Boil a pint of shelled peas, and mash while hot, adding a tablespoonful of butter and salt and pepper to taste. Now beat in two whipped eggs, a half pint of milk and five tablespoonfuls of prepared flour. Beat hard and fry on a hot griddle. A soapstone griddle is best. Then they are baked—not fried.

Green pea soufflé

Boil a pint of shelled peas until very tender, and mash with two tablespoonfuls of melted butter. Beat three eggs light and stir into them a pint of milk and the mashed peas. Season with salt and pepper, beat hard and turn into a greased pudding-dish. Bake, covered, for twenty minutes; uncover and brown. Serve this soufflé as soon as it is removed from the oven.

Green pea fritters

Shell enough peas to make a quart without the pods. Lay the peas in cold water for a half hour; put over the fire in two quarts of boiling salted water and cook for half an hour, or until very tender, but not broken. Drain free of water, turn into a bowl and mash soft with two tablespoonfuls of butter and with salt to taste. Beat four eggs very light, add to them three gills of milk and a cupful of flour with which has been sifted a teaspoonful of baking-powder and a half teaspoonful of salt. Stir the mashed peas by the great spoonful into this mixture and beat until you have a smooth, light green batter. Have your soapstone griddle very hot and drop your batter by the spoonful upon this. When done on one side turn and bake to a delicate brown. Serve very hot as a vegetable to accompany any kind of meat or poultry.
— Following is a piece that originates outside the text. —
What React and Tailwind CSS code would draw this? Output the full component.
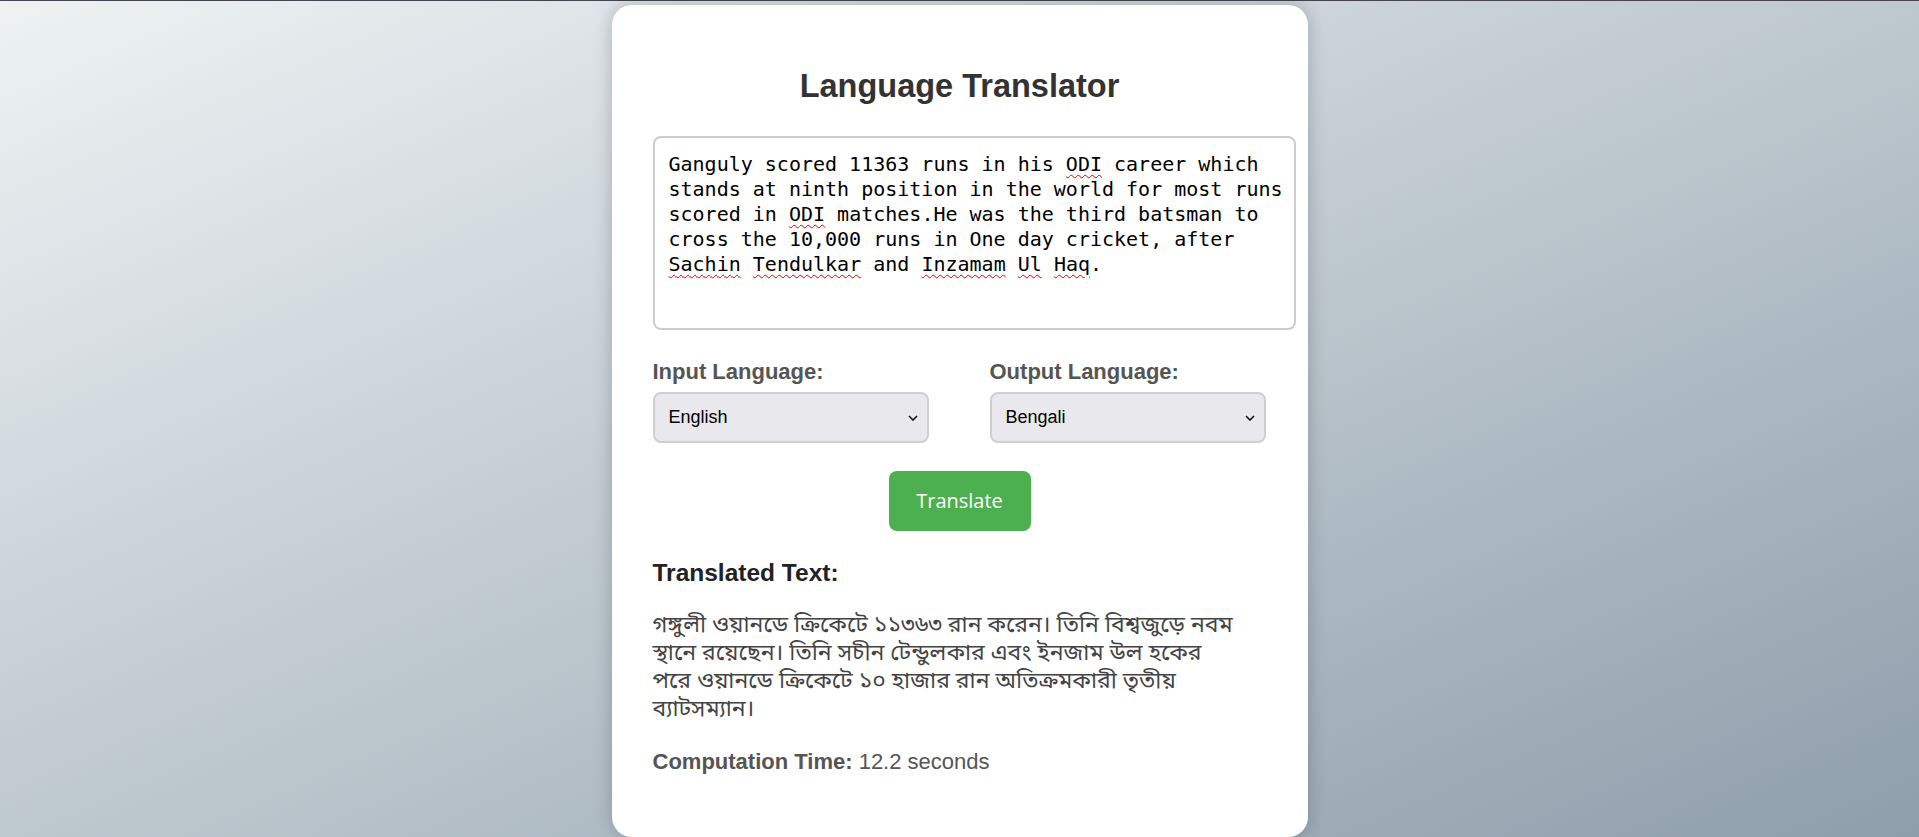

TOAST AND ANCHOVIES GARNISHED WITH LEMON
STUFFED TOMATOES GARNISHED WITH RICE AND SHREDDED LEMON
GREEN PEAS GARNISHED WITH POTATOES

Green pea croquettes

Peas that are getting hard will do for these. Boil in just enough salted water to cover them well. While hot, run through the vegetable press. Beat to a smooth paste with a tablespoonful of butter and two of flour. Pepper and salt to taste, drop in a dash of onion juice; lastly, beat in a well-whipped egg. Stir in a vessel set within another of boiling water until hot all through, and set away until cold and stiff. Mold then into croquettes, dip in beaten egg and cracker-crumbs; leave on ice for half an hour before frying in boiling deep cottolene or other fat. Drain and serve very hot.
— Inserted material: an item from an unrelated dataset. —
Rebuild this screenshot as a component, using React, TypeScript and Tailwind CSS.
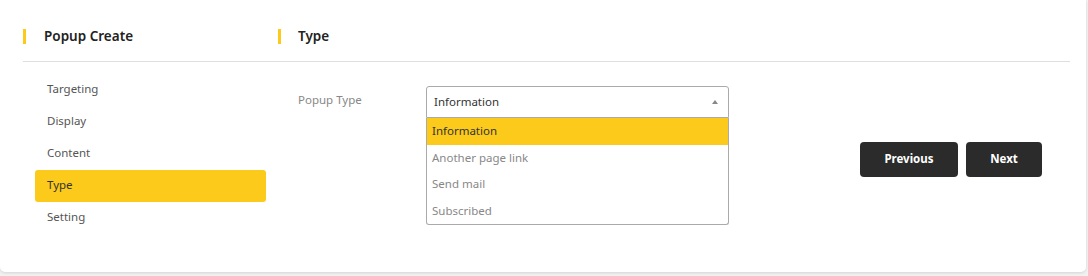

You may use canned peas if you can not get fresh.

PEPPERS

The large, green peppers, known to the green-grocer as “sweet peppers,” have grown rapidly into favor as a fresh vegetable, within the last decade. They must be seeded with the utmost care. A touch of the seeds against the green sides will ruin the latter for present use. Get hold of the inner stem and draw the clustered seeds through the opening at the stem end, without touching the inside walls.